▸ **EXERCISE DIRECTIONS**:
Find how many lines in the data below mention "React". Give the number only.

## BEGIN

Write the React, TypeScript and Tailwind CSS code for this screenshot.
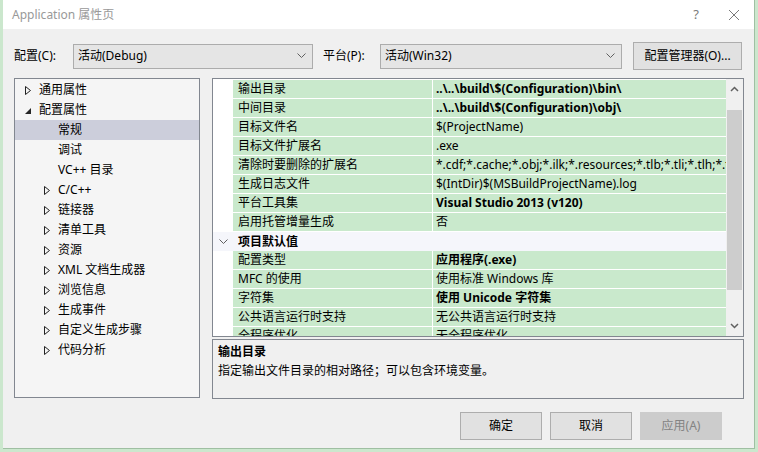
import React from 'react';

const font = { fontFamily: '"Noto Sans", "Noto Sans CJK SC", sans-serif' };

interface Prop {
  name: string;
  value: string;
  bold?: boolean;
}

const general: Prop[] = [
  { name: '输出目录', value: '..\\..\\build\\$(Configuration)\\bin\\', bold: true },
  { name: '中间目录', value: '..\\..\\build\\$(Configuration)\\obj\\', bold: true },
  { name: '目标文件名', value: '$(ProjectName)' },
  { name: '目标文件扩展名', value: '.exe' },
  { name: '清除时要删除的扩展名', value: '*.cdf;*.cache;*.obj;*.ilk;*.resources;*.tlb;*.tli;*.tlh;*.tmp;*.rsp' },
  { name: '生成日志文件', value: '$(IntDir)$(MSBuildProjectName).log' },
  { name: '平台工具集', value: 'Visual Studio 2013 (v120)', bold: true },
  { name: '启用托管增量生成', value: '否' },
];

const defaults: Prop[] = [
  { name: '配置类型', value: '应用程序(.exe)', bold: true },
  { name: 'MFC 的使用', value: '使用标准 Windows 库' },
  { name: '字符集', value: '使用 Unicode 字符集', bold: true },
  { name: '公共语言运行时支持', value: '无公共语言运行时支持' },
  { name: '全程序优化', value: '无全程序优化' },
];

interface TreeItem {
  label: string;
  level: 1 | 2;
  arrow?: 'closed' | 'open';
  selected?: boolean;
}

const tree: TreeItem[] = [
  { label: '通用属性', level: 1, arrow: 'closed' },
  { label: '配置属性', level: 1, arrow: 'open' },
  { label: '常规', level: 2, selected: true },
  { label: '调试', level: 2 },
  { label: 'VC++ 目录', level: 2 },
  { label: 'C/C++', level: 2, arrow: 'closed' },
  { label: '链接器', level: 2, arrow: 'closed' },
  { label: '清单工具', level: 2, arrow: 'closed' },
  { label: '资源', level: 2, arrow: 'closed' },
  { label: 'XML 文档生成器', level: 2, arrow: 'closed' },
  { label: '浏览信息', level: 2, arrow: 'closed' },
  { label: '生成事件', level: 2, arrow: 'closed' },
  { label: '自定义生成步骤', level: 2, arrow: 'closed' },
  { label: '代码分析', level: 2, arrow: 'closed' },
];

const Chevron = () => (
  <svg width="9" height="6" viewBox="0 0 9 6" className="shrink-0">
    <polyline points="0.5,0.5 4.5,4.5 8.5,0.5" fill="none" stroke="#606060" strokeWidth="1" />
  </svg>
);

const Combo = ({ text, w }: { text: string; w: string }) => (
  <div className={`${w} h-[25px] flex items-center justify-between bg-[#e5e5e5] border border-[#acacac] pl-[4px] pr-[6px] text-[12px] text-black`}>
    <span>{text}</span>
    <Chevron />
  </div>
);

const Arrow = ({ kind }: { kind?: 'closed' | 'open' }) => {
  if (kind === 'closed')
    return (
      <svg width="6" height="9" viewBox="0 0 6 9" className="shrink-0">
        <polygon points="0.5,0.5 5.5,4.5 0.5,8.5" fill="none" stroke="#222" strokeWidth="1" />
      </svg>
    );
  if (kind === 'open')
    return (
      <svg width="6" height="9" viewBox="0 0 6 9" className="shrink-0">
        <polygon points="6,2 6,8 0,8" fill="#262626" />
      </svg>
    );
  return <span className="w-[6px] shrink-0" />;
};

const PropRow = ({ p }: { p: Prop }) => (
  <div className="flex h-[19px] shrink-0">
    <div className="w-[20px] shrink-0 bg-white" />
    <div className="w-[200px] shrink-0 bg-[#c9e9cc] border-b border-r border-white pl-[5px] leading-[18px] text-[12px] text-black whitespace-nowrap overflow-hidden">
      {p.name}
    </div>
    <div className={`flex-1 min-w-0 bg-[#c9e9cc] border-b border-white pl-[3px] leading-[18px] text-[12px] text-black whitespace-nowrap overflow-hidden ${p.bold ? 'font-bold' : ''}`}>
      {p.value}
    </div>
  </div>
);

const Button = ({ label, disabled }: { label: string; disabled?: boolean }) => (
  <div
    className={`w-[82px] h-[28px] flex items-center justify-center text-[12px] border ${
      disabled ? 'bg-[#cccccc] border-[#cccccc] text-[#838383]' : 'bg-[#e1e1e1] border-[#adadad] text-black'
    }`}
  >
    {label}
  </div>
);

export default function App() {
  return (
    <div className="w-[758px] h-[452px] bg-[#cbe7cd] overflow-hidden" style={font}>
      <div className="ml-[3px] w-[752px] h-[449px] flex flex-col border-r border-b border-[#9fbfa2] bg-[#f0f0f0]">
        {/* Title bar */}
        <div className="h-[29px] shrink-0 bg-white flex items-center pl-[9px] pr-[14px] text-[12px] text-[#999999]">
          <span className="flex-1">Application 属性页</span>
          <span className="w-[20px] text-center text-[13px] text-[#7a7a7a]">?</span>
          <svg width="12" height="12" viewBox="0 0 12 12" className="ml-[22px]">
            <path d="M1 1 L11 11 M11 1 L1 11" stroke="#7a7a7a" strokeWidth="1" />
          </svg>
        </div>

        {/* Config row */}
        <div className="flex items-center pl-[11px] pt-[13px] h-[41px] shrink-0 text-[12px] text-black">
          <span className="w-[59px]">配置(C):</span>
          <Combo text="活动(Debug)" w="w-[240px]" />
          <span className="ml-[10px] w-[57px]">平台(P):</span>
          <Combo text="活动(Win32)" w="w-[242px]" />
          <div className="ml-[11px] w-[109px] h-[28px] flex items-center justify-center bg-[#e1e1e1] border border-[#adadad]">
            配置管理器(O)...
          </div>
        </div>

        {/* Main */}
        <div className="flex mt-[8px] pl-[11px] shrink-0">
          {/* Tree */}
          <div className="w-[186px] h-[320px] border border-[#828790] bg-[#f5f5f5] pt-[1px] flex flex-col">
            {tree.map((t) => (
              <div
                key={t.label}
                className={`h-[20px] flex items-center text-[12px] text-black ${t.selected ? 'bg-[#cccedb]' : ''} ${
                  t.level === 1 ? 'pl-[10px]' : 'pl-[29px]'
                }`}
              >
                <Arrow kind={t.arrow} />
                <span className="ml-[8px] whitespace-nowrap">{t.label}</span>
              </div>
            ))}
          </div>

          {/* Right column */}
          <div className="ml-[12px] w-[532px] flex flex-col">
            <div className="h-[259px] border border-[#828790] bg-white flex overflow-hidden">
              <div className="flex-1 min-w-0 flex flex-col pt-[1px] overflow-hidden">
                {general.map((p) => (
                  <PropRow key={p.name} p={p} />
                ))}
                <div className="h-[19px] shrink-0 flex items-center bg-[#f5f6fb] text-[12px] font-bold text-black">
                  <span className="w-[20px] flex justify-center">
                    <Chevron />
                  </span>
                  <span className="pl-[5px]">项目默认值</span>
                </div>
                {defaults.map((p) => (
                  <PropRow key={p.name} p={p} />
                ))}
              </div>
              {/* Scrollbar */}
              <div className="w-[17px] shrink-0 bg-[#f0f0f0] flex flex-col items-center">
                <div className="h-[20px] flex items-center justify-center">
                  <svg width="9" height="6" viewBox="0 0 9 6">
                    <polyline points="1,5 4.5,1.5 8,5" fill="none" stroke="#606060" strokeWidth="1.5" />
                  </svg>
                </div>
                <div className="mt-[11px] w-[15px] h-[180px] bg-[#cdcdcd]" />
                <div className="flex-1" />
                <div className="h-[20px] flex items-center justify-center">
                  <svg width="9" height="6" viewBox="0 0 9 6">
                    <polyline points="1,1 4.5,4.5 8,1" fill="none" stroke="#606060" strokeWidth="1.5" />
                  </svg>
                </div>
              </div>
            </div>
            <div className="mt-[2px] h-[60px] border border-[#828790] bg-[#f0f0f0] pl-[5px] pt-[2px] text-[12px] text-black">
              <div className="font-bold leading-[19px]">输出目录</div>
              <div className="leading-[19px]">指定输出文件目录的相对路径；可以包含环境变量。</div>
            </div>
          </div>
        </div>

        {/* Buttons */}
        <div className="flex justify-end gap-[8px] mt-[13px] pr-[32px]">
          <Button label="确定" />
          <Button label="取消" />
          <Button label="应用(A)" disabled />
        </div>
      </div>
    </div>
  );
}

## END

▸ **RESULT BELOW**:
2